Essa conexão entre vida pessoal e
experiência congregacional é necessária para percebermos que há uma
continuidade, conversão e renovação na nossa trajetória de vida. Isso nos é importante
para relembrarmos com alegria o fator
motivador e decisivo do nosso modo de viver atual: o chamado de Deus. Não
foi vós que me escolhestes, mais fui eu que te escolhi disse Jesus (Jo.15,16).
Esse chamado não é outra coisa do que a expressão de quem nos conhecer
profundamente e nos ama verdadeiramente. Podemos observar que há mais de 2000
anos Deus continua chamando pessoas para
segui-Lo, como fez conosco e isso não é por mérito nosso, mas pela sua
misericórdia que é eterna (Sl
136).
O
chamado de Deus, na nossa vida, não aconteceu no deserto ou na solidão da vida,
mas numa experiência concreta, em um
local concreto: em uma comunidade que
caminhava com Cristo.

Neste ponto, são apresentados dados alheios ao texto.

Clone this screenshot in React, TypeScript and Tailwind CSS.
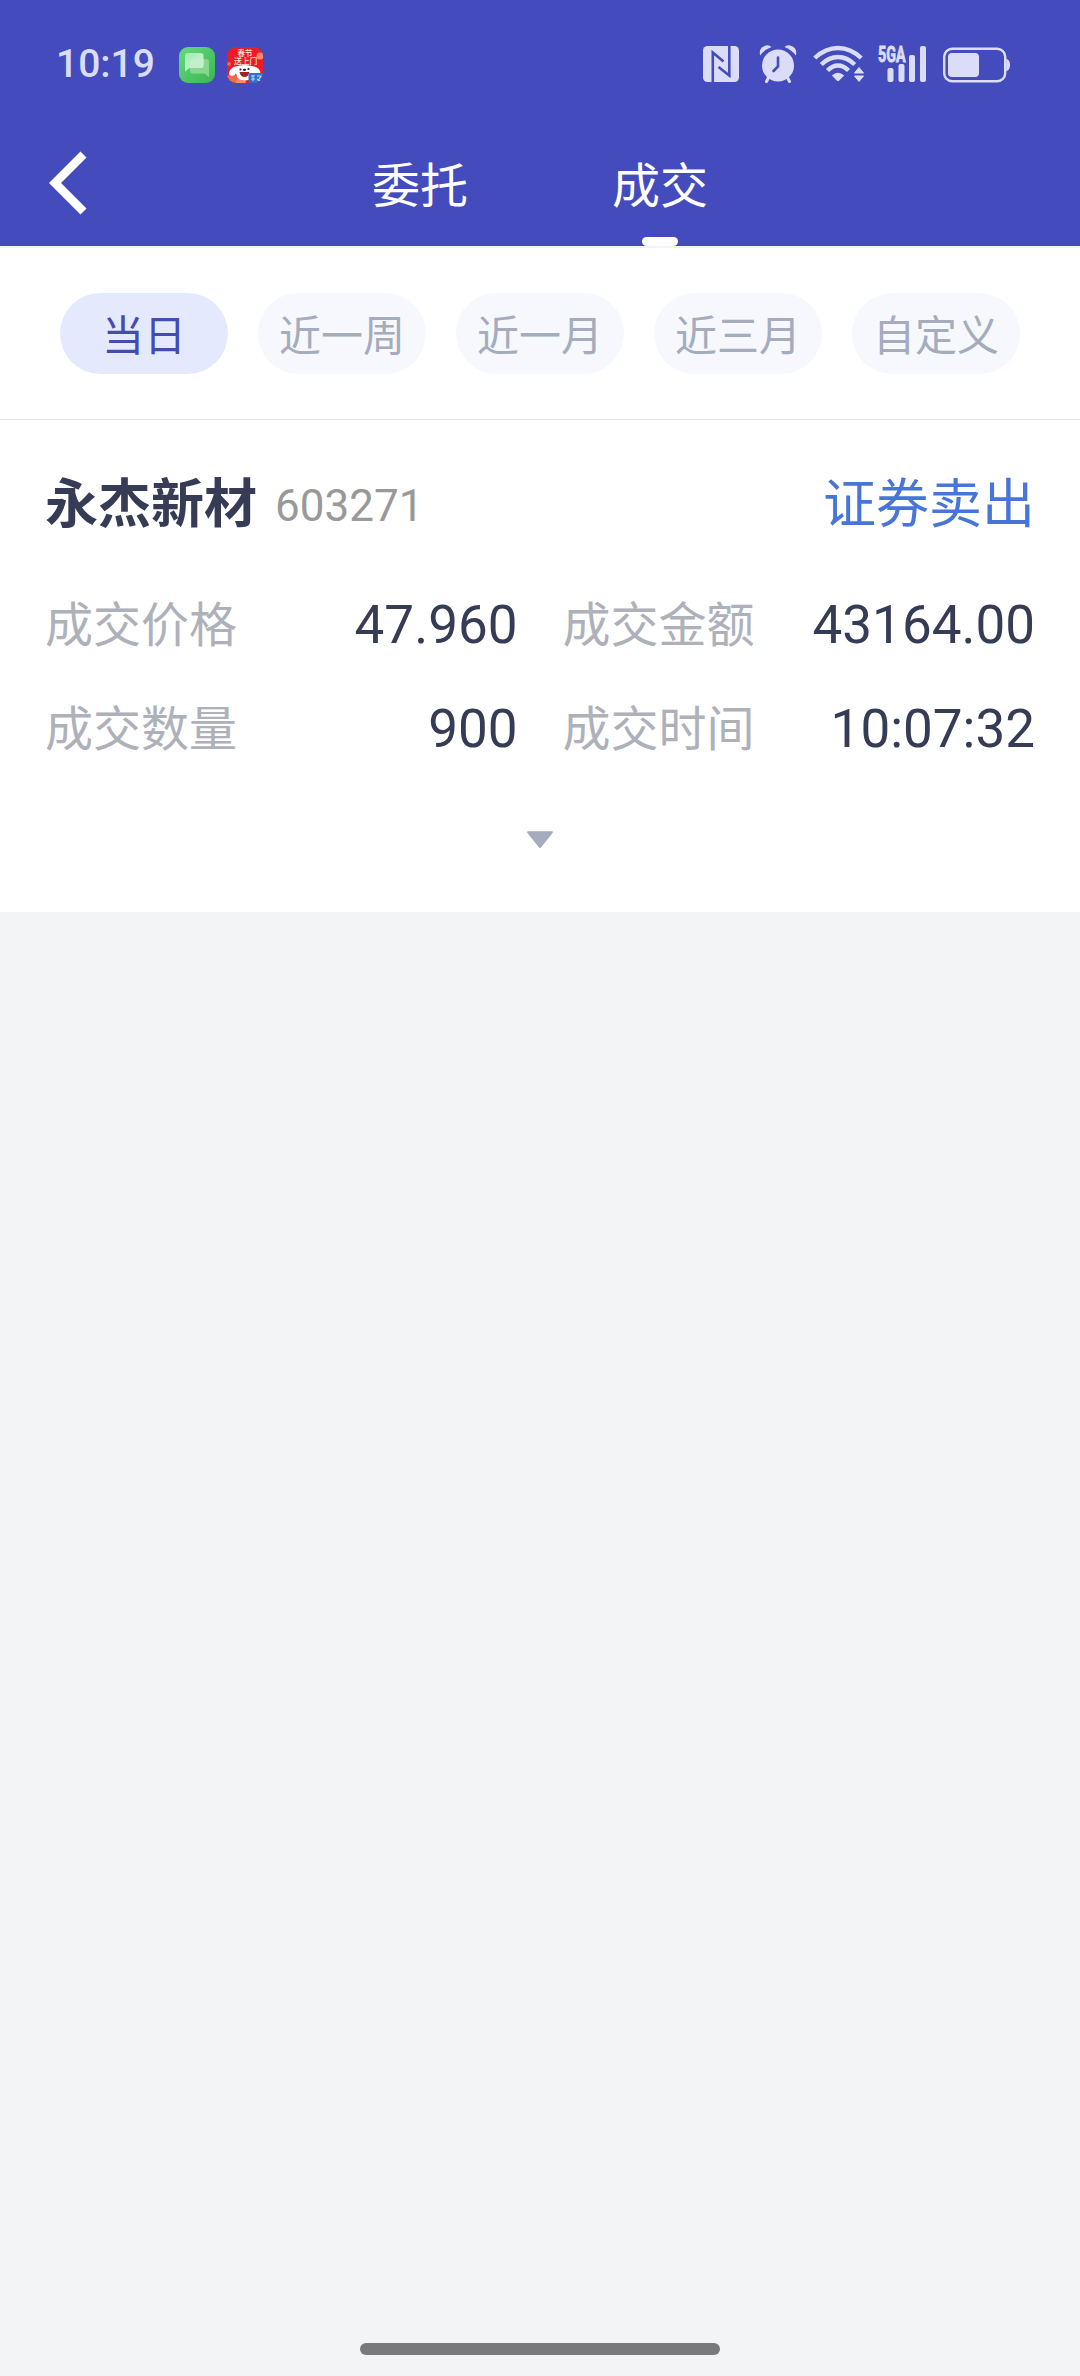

A nossa experiência de fé parte de um contexto em que
existiam um povo: “a multidão se
comprimia ao redor dele para ouvir a palavra de Deus”. Isso é tão certo que
o chamado de Deus, a nós, não é intermediado só por uma pessoa, mas por várias
que aos poucos vão lançado a semente da sua misericórdia no nosso coração e nos
sinalizando a vontade de Deus. E isso aconteceu porque nos abrimos para essa
experiência. Cabe agora duas interrogações: temos
guardado no nosso coração, bem vivo internamente, a experiência do chamado de
Jesus na nossa vida? Atualizamos concretamente, todo dia, esse chamado e
resposta a Deus? Santo Afonso Maria de Ligório costumava rezar no seu
interior todo santo dia: começo hoje! (SÉGALEN,
1996, p.25). Essa é a primeira luz
que não pode sair do nosso coração.
Se
foi em um local, contexto e realidade específica que fomos chamados, e nos
encantamos com tal experiência, isso não aconteceu por acaso, mas porque o barco da nossa vida estava dando uma estacionada, desembarcando para lavarmos as redes da vida que até então estava sem sentido
profundo, sem caminho seguro, ou a espera de algo maior. Daí, como o chamado
não é nosso, mas de Deus e também de seu Filho Jesus, foi este que “viu dois
pequenos barcos à margem do lago”. Foi Jesus que nos viu. Portanto, podemos
perceber novamente a ação primária e misericordiosa de Deus, que nos viu, nos
amou por primeiro e foi ao nosso encontro de diversas formas e por diversas
pessoas, como ele mesmo fez com seus discípulos. Outra questão se faz
importante na Vida Religiosa: estamos
deixando-nos ver (totalmente) e se encontrar por Jesus?
2)
A centralidade do Cristo e o distanciamento
necessário da dinâmicas do mundo, na Vida Religiosa.
“Subindo num
dos barcos, o de Simão, pediu-lhe que se afastasse um pouco da terra”
Se
temos a certeza de fé, rezada e vivenciada, isso implica uma pergunta de fundo
que fizeram todos os profetas e apóstolos: o Senhor nos chamou para que? A
resposta de Deus é tão simples e tão difícil que podemos nos surpreender. Eles
nos chamou para sermos Um com Ele, como Ele e o Pai são Um (Jo.17,22). E esse é
o passo fundamental de toda a Vida Religiosa. Não há misericórdia maior do que
estar unido com Cristo, com quem nos ama por primeiro e acima de tudo. Outros
dois questionamentos se fazem necessários para nós: Estamos desejando, buscando, e tentando concretizar, nos nossos
projetos e ações, ser Um, radicalmente, com Cristo? Os nossos trabalhos, pastorais, missão, instrumentos de evangelização,
estão nos mantendo unidos a Ele?
Essa
experiência é tão importante, que todo o nosso caminho histórico-humano-espiritual
depende dessa união com Ele, pois Ele mesmo nos disse: “Sem mim nada podeis
fazer” (Jo.15, 4). Nesse sentido precisamos orientar o barco da nossa vida,
pois assim como Jesus subiu “num dos
barcos, o de Simeão”, Ele quer fazer a mesma coisa com o nosso barco. Na
verdade essa é a coisa que Deus mais quer. Todo o intento de Deus - deste o
tempo dos primeiros povos na literatura-espiritual-poética adâmica até
ressurreição do seu Filho, seguindo até hoje (com a mediação, aparições e
intercessão de Nossa Senhora; a vida, persistência e testemunho dos Santos, Mártires,
Beatos e Servos de Deus) - é para manter a comunhão conosco, porque nos ama.
Não
foi por outra coisa que nós entramos na Vida Religiosa, se não por uma abertura
à vontade de Deus. Para tanto, é preciso termos como opção fundamental o Cristo.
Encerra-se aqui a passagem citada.